Mes amis, qui oserait dire que tout ceci ne le concerne pas ? Qui n’a jamais calculé une invitation en fonction de celle qu’il pourrait recevoir en retour ? Qui n’a jamais passé une bonne soirée à essayer de placer une bonne histoire, un bon mot, à briller juste ce qu’il faut en se mettant au centre ? Entre nous, nous pensons facilement que ce n’est pas très grave ! Et pourtant, nous savons aussi, ce qu’il en coûte de mauvaise joie, de n’agir que par rapport au regard des autres.

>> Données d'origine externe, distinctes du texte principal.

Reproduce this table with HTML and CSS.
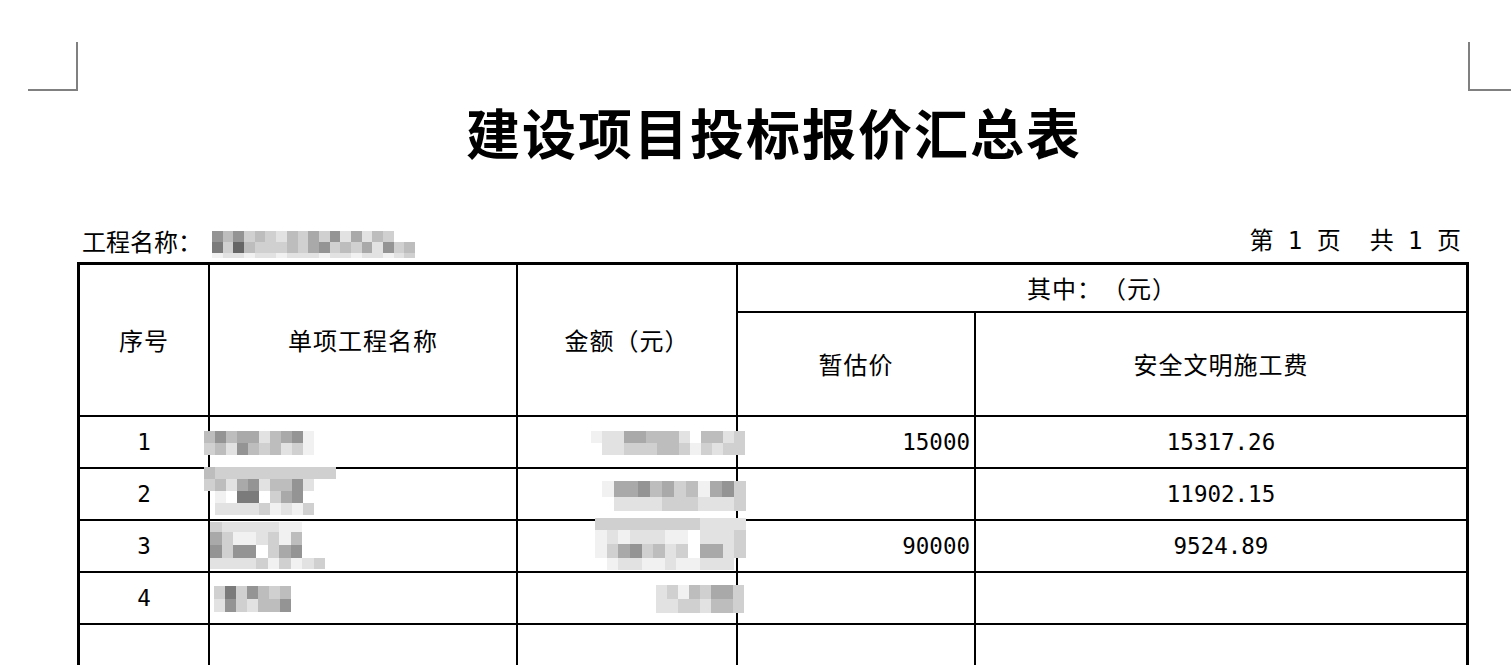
FILE: index.html
```html
<!DOCTYPE html>
<html lang="zh-CN">
<head>
<meta charset="utf-8">
<title>建设项目投标报价汇总表</title>
<link rel="stylesheet" href="styles.css">
</head>
<body>
<div class="page">
  <div class="marks">
    <div class="mark mark-l"></div>
    <div class="mark mark-r"></div>
  </div>
  <div class="doc">
    <h1 class="title">建设项目投标报价汇总表</h1>
    <div class="info">
      <div class="proj"><span class="lbl">工程名称：</span><span class="blur b-proj"><i class="k6"></i><i class="k4"></i><i class="k6"></i><i class="k3"></i><i class="k4"></i><i class="k3"></i><i class="k2"></i><i class="k4"></i><i class="k3"></i><i class="k5"></i><i class="k3"></i><i class="k6"></i><i class="k2"></i><i class="k5"></i><i class="k2"></i><i class="k4"></i><i class="k3"></i><i class="k0"></i><i class="k0"></i><i class="k7"></i><i class="k3"></i><i class="k8"></i><i class="k4"></i><i class="k3"></i><i class="k3"></i><i class="k3"></i><i class="k4"></i><i class="k3"></i><i class="k5"></i><i class="k6"></i><i class="k3"></i><i class="k4"></i><i class="k3"></i><i class="k5"></i><i class="k2"></i><i class="k6"></i><i class="k3"></i><i class="k4"></i><i class="k1"></i><i class="k2"></i><i class="k2"></i><i class="k1"></i><i class="k2"></i><i class="k2"></i><i class="k1"></i><i class="k2"></i><i class="k2"></i><i class="k2"></i><i class="k1"></i><i class="k2"></i><i class="k2"></i><i class="k1"></i><i class="k2"></i><i class="k2"></i><i class="k1"></i><i class="k2"></i><i class="k3"></i></span></div>
      <div class="pages">第 1 页  共 1 页</div>
    </div>
    <table class="sheet">
      <colgroup>
        <col class="c1"><col class="c2"><col class="c3"><col class="c4"><col class="c5">
      </colgroup>
      <tr class="hr1">
        <th rowspan="2">序号</th>
        <th rowspan="2">单项工程名称</th>
        <th rowspan="2">金额（元）</th>
        <th colspan="2" class="last">其中：（元）</th>
      </tr>
      <tr class="hr2">
        <th>暂估价</th>
        <th class="last">安全文明施工费</th>
      </tr>
      <tr class="dr">
        <td class="no">1</td>
        <td class="name"><span class="blur b-n1"><i class="k4"></i><i class="k6"></i><i class="k4"></i><i class="k5"></i><i class="k5"></i><i class="k2"></i><i class="k4"></i><i class="k5"></i><i class="k6"></i><i class="k1"></i><i class="k3"></i><i class="k4"></i><i class="k2"></i><i class="k6"></i><i class="k4"></i><i class="k3"></i><i class="k4"></i><i class="k2"></i><i class="k3"></i><i class="k1"></i></span></td>
        <td class="amt"><span class="blur b-a1"><i class="k1"></i><i class="k2"></i><i class="k2"></i><i class="k5"></i><i class="k5"></i><i class="k4"></i><i class="k4"></i><i class="k4"></i><i class="k2"></i><i class="k0"></i><i class="k4"></i><i class="k4"></i><i class="k2"></i><i class="k3"></i><i class="k0"></i><i class="k2"></i><i class="k2"></i><i class="k3"></i><i class="k3"></i><i class="k3"></i><i class="k4"></i><i class="k4"></i><i class="k3"></i><i class="k1"></i><i class="k3"></i><i class="k2"></i><i class="k3"></i><i class="k3"></i></span></td>
        <td class="est">15000</td>
        <td class="fee last">15317.26</td>
      </tr>
      <tr class="dr">
        <td class="no">2</td>
        <td class="name"><span class="blur b-n2"><i class="k4"></i><i class="k3"></i><i class="k3"></i><i class="k3"></i><i class="k3"></i><i class="k3"></i><i class="k3"></i><i class="k3"></i><i class="k3"></i><i class="k3"></i><i class="k3"></i><i class="k3"></i><i class="k3"></i><i class="k4"></i><i class="k2"></i><i class="k5"></i><i class="k6"></i><i class="k2"></i><i class="k4"></i><i class="k4"></i><i class="k6"></i><i class="k2"></i><i class="k0"></i><i class="k0"></i><i class="k0"></i><i class="k1"></i><i class="k0"></i><i class="k7"></i><i class="k7"></i><i class="k0"></i><i class="k3"></i><i class="k5"></i><i class="k6"></i><i class="k0"></i><i class="k0"></i><i class="k0"></i><i class="k0"></i><i class="k2"></i><i class="k2"></i><i class="k2"></i><i class="k2"></i><i class="k3"></i><i class="k1"></i><i class="k2"></i><i class="k1"></i><i class="k3"></i><i class="k0"></i><i class="k0"></i></span></td>
        <td class="amt"><span class="blur b-a2"><i class="k1"></i><i class="k5"></i><i class="k5"></i><i class="k6"></i><i class="k4"></i><i class="k5"></i><i class="k3"></i><i class="k4"></i><i class="k1"></i><i class="k5"></i><i class="k6"></i><i class="k3"></i><i class="k0"></i><i class="k2"></i><i class="k2"></i><i class="k2"></i><i class="k2"></i><i class="k3"></i><i class="k3"></i><i class="k3"></i><i class="k2"></i><i class="k2"></i><i class="k2"></i><i class="k3"></i></span></td>
        <td class="est"></td>
        <td class="fee last">11902.15</td>
      </tr>
      <tr class="dr">
        <td class="no">3</td>
        <td class="name"><span class="blur b-n3"><i class="k3"></i><i class="k2"></i><i class="k2"></i><i class="k2"></i><i class="k2"></i><i class="k2"></i><i class="k1"></i><i class="k1"></i><i class="k0"></i><i class="k0"></i><i class="k5"></i><i class="k3"></i><i class="k1"></i><i class="k1"></i><i class="k2"></i><i class="k3"></i><i class="k1"></i><i class="k4"></i><i class="k0"></i><i class="k0"></i><i class="k6"></i><i class="k3"></i><i class="k6"></i><i class="k6"></i><i class="k0"></i><i class="k3"></i><i class="k5"></i><i class="k6"></i><i class="k0"></i><i class="k0"></i><i class="k2"></i><i class="k2"></i><i class="k2"></i><i class="k2"></i><i class="k3"></i><i class="k1"></i><i class="k3"></i><i class="k1"></i><i class="k2"></i><i class="k3"></i></span></td>
        <td class="amt"><span class="blur b-a3"><i class="k3"></i><i class="k3"></i><i class="k3"></i><i class="k3"></i><i class="k3"></i><i class="k3"></i><i class="k3"></i><i class="k3"></i><i class="k3"></i><i class="k2"></i><i class="k2"></i><i class="k2"></i><i class="k2"></i><i class="k1"></i><i class="k2"></i><i class="k1"></i><i class="k2"></i><i class="k2"></i><i class="k2"></i><i class="k1"></i><i class="k1"></i><i class="k0"></i><i class="k2"></i><i class="k2"></i><i class="k2"></i><i class="k3"></i><i class="k1"></i><i class="k3"></i><i class="k5"></i><i class="k6"></i><i class="k3"></i><i class="k4"></i><i class="k2"></i><i class="k3"></i><i class="k0"></i><i class="k5"></i><i class="k5"></i><i class="k2"></i><i class="k3"></i><i class="k0"></i><i class="k1"></i><i class="k2"></i><i class="k2"></i><i class="k1"></i><i class="k1"></i><i class="k2"></i><i class="k1"></i><i class="k1"></i><i class="k2"></i><i class="k2"></i><i class="k2"></i><i class="k0"></i></span></td>
        <td class="est">90000</td>
        <td class="fee last">9524.89</td>
      </tr>
      <tr class="dr">
        <td class="no">4</td>
        <td class="name"><span class="blur b-n4"><i class="k3"></i><i class="k7"></i><i class="k3"></i><i class="k6"></i><i class="k4"></i><i class="k3"></i><i class="k4"></i><i class="k2"></i><i class="k6"></i><i class="k3"></i><i class="k2"></i><i class="k4"></i><i class="k4"></i><i class="k6"></i></span></td>
        <td class="amt"><span class="blur b-a4"><i class="k0"></i><i class="k2"></i><i class="k3"></i><i class="k1"></i><i class="k4"></i><i class="k3"></i><i class="k5"></i><i class="k5"></i><i class="k3"></i><i class="k0"></i><i class="k2"></i><i class="k2"></i><i class="k3"></i><i class="k3"></i><i class="k2"></i><i class="k4"></i><i class="k4"></i><i class="k3"></i></span></td>
        <td class="est"></td>
        <td class="fee last"></td>
      </tr>
      <tr class="dr">
        <td class="no"></td>
        <td class="name"></td>
        <td class="amt"></td>
        <td class="est"></td>
        <td class="fee last"></td>
      </tr>
    </table>
  </div>
</div>
</body>
</html>
```

FILE: styles.css
```css
html, body {
  margin: 0;
  padding: 0;
  background: #ffffff;
}

body {
  font-family: "DejaVu Sans Mono", "Noto Sans CJK SC", monospace;
  color: #000;
  overflow: hidden;
  text-spacing-trim: space-all;
}

.page {
  padding-top: 42px;
}

.marks {
  display: flex;
  justify-content: space-between;
  padding-left: 28px;
}

.mark {
  height: 47px;
  border-bottom: 2px solid #808080;
}

.mark-l {
  width: 48px;
  border-right: 2px solid #808080;
}

.mark-r {
  width: 41px;
  border-left: 2px solid #808080;
}

.doc {
  width: 1392px;
  margin-left: 77px;
}

.title {
  margin: 9px 0 0 0;
  font-family: "Noto Sans CJK SC", sans-serif;
  font-weight: 700;
  font-size: 54px;
  line-height: 64px;
  letter-spacing: 2px;
  padding-left: 2px;
  text-align: center;
}

.info {
  margin-top: 62px;
  height: 36px;
  display: flex;
  justify-content: space-between;
  align-items: flex-start;
  font-size: 24px;
  line-height: 30px;
  padding: 0 8px 0 5px;
}

.proj {
  display: flex;
  align-items: flex-start;
}

.lbl {
  font-family: "Noto Sans CJK SC", sans-serif;
}

.pages {
  white-space: pre;
}

/* pixelated blur blocks */
.blur {
  display: inline-grid;
  vertical-align: middle;
  line-height: 0;
}

.blur i {
  display: block;
}

.k0 { background: transparent; }
.k1 { background: #f1f1f1; }
.k2 { background: #e2e2e2; }
.k3 { background: #d0d0d0; }
.k4 { background: #bdbdbd; }
.k5 { background: #a9a9a9; }
.k6 { background: #949494; }
.k7 { background: #7b7b7b; }
.k8 { background: #666666; }

.b-proj {
  margin: 5px 0 0 10px;
  grid-template-columns: repeat(19, 10.7px);
  grid-template-rows: 11px 11px 5px;
}

.b-n1 {
  margin-left: -6px;
  grid-template-columns: repeat(10, 11px);
  grid-template-rows: 12px 12px;
}

.b-n2 {
  margin: -6px 0 0 -6px;
  grid-template-columns: repeat(12, 11px);
  grid-template-rows: 12px 12px 12px 12px;
}

.b-n3 {
  margin: -2px 0 0 0;
  grid-template-columns: repeat(10, 11.5px);
  grid-template-rows: 10px 13px 13px 11px;
}

.b-n4 {
  margin-left: 4px;
  grid-template-columns: repeat(7, 11px);
  grid-template-rows: 13px 13px;
}

.b-a1 {
  margin-right: -9px;
  grid-template-columns: repeat(14, 11px);
  grid-template-rows: 12px 12px;
}

.b-a2 {
  margin: 4px -10px 0 0;
  grid-template-columns: repeat(12, 12px);
  grid-template-rows: 16px 14px;
}

.b-a3 {
  margin: -10px -10px -6px 0;
  grid-template-columns: repeat(13, 11.6px);
  grid-template-rows: 12px 14px 14px 12px;
}

.b-a4 {
  margin: 2px -8px 0 0;
  grid-template-columns: repeat(9, 11px);
  grid-template-rows: 14px 14px;
}

/* table */
.sheet {
  width: 1392px;
  table-layout: fixed;
  border-collapse: separate;
  border-spacing: 0;
  border: 3px solid #000;
  box-sizing: border-box;
}

.c1 { width: 130px; }
.c2 { width: 308px; }
.c3 { width: 220px; }
.c4 { width: 238px; }
.c5 { width: 490px; }

.sheet th,
.sheet td {
  box-sizing: border-box;
  padding: 0;
  border-right: 2px solid #000;
  border-bottom: 2px solid #000;
  vertical-align: middle;
  white-space: nowrap;
  overflow: visible;
}

.sheet .last {
  border-right: none;
}

.sheet th {
  font-family: "Noto Sans CJK SC", sans-serif;
  font-weight: 400;
  font-size: 24px;
  letter-spacing: 1px;
  line-height: 30px;
  text-align: center;
}

.hr1 { height: 48px; }
.hr2 { height: 104px; }
.dr { height: 52px; }

.sheet td {
  font-size: 22.5px;
  line-height: 26px;
}

.no { text-align: center; }
.name { text-align: left; }
.amt { text-align: right; }
.est { text-align: right; padding-right: 4px !important; }
.fee { text-align: center; }
```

Au contraire, nous avons aussi, vous et moi, goûté la joie d’une rencontre, d’une discussion, d’une soirée entre amis ou en famille, où on ne cherche pas d’abord à briller et à se placer, où on est totalement soi-même, sans vouloir paraître. Nous savons bien tout cela et pourtant nous sommes quand même tous, plus ou moins, pris en défaut par cette petite parabole de Jésus.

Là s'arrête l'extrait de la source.